In order to move beyond Neo-Scholasticism, Daniélou - together with the other theologians mentioned earlier - argued that it was important and necessary to look, once more, to the Patristic sources, from the West and the East; to retrieve and learn from theologies that were developed and espoused by the Latin and Greek Fathers in the beginning of the Christian theological tradition. This vision of and for theology would be encapsulated in the French word ressourcement (re-sourcing) (Kannengiesser 1991:59; Mettepenningen 2010:144). They held that, in reading patristic theology, one encountered Christian thinkers who, in the face of Gnostic theosophy - which aimed to negate and denounce all corporeal reality, and turn salvation into a "flight" from creation - continuously endeavoured to view and investigate the whole of creation, everything that existed, in the light of its source and end, the triune God (Boersma 2011:1-16, 33-34; see also Blowers 2012:1-17; Williams 2014:24-48).3 For the Church Fathers, with their analogical and participative conception of the relationship between the creaturely and the divine, a conception stemming from the belief that God created the world ex nihilo, as well as their unremitting emphasis on the scandal of the incarnation, the event where the Word of God became flesh, theological reflection could not only be concerned with the so-called supernatural, heavenly realm, but needed to engage with, and make sense of all creaturely reality (Daley 2005:198; Nicholas 2013:1-3; Hart 2004:249-317).

This was a way of doing theology that resonated in a profound manner with these mid-twentieth-century Catholic theologians, who have become completely discontented with the breakdown of the synthesis of God, nature and the self in the modern era (Fédou 2019:51-83). What attracted Daniélou and the other Dominican and Jesuit theologians to the Patristic thinkers was their specific vision for theology; the way in which they understood the calling and task of the theologian, and the style and scope of their theological thinking. In their reading of the Patristic texts, the focus would not be on finding certain technical theologoumena, hidden in the contingencies of history, that could be repeated, verbatim, in the modern world (Daniélou and especially von Balthasar were very clear on this), but principally to learn from these early Christian thinkers' approach to theology; from the way in which their theologies were immersed in, and engaged with the world around them and spoke to the real, embodied lives of ordinary people (see, for example, Hollon 2010:68; Daley 2005:364, 369; Kannengiesser 1991:61).
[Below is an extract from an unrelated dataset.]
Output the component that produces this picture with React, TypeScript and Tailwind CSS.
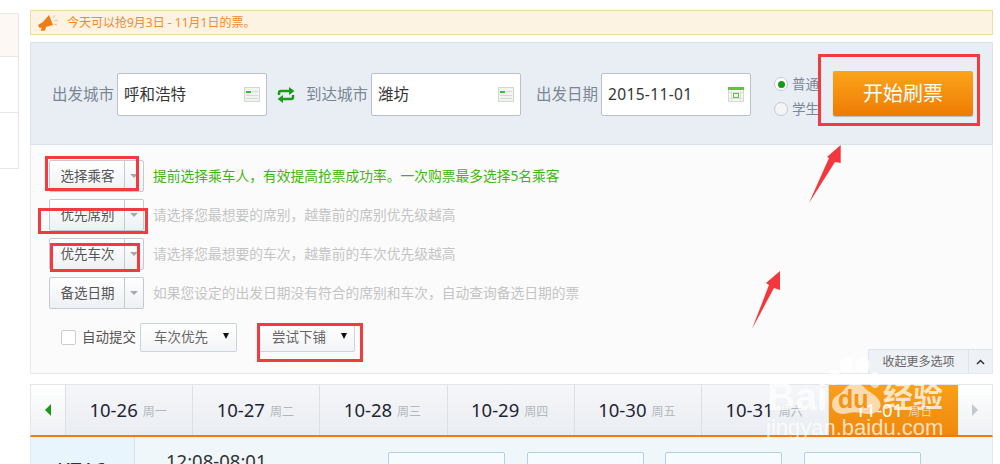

Daniélou and the others indeed attempted to imitate the style of the Church Fathers in their own constructive theological undertakings, showing a radical openness to the realities of creaturely existence, other fields of knowledge, and even other forms of Christianity and religious beliefs, in the work they were doing. It was a retrieval in order for renewal; a drawing on the church's ancient theology and practices in view of the future. Far from demonstrating a nostalgic longing for a pre-modern world, their theologies thus looked to the past, in order to recognise and develop new, unexplored theological possibilities in the present. In doing theology in this manner, they also called upon the rest of the Catholic Church to follow them - to "raze the bastions" that have been erected between the church, its theology and the world, to quote the title of one of von Balthasar's (1952) books from around this time. At first, this call was strongly opposed by the Neo-Scholastic order of the day, and many a warning was issued against this so-called nouvelle théologie (new theology), issuing from Le Soulchoir and Fourvière (Boersma 2009:1734; Holsinger 2005:165). Increasingly, however, sentiments within the Roman Catholic Church were beginning to change, and by the time Pope John XXIII was elected and the Second Vatican Council was called together, Daniélou and many of the others were asked to play a central role in the Church's reform, and ressourcement theology came to provide the bedrock for many of the theological developments that occurred during and after Vatican II (Kirwan 2018:204-251).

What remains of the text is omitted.